RECORDS SHOWN:
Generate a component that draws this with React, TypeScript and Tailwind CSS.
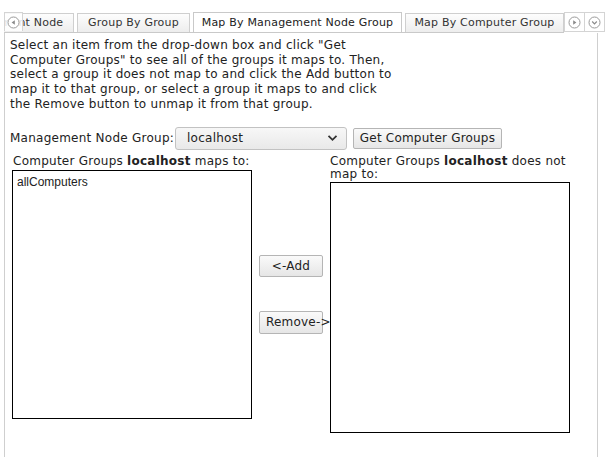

==

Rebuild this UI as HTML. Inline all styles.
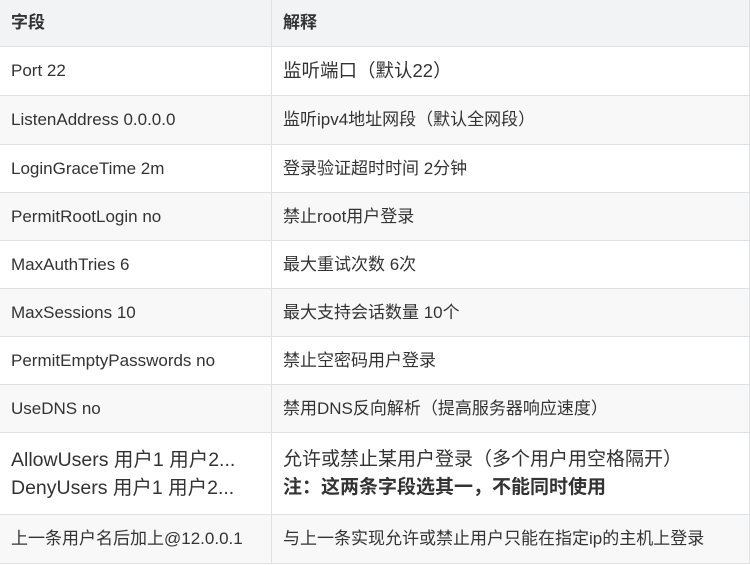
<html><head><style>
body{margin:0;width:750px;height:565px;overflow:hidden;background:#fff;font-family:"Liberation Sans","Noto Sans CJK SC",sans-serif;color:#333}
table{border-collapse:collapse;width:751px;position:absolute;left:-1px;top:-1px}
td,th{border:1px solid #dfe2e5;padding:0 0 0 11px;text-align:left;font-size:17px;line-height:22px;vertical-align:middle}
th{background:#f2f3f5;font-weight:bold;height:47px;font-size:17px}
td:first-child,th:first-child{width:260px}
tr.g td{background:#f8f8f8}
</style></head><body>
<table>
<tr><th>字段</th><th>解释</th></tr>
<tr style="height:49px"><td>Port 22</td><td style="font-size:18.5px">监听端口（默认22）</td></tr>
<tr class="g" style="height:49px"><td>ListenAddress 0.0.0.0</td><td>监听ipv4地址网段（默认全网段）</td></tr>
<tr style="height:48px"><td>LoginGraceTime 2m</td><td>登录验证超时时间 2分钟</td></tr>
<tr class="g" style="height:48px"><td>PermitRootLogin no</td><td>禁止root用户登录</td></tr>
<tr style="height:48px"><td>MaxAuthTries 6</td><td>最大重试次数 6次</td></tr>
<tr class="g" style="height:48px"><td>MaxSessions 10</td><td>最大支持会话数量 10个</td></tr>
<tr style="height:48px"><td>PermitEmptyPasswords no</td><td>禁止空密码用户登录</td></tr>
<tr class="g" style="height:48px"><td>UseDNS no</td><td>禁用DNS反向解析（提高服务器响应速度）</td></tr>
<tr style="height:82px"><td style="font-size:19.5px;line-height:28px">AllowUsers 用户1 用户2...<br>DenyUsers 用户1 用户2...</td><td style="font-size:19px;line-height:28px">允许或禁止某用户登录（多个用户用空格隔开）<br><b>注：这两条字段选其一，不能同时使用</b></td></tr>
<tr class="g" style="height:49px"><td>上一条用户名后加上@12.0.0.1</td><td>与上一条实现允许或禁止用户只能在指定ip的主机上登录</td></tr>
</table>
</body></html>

GIVEN INSTRUCTION: Pick out the lines containing the string "this" and show them.

PROBLEM SOLUTION:
Generate a component that draws this with React, TypeScript and Tailwind CSS.
Rebuild this UI as HTML. Inline all styles.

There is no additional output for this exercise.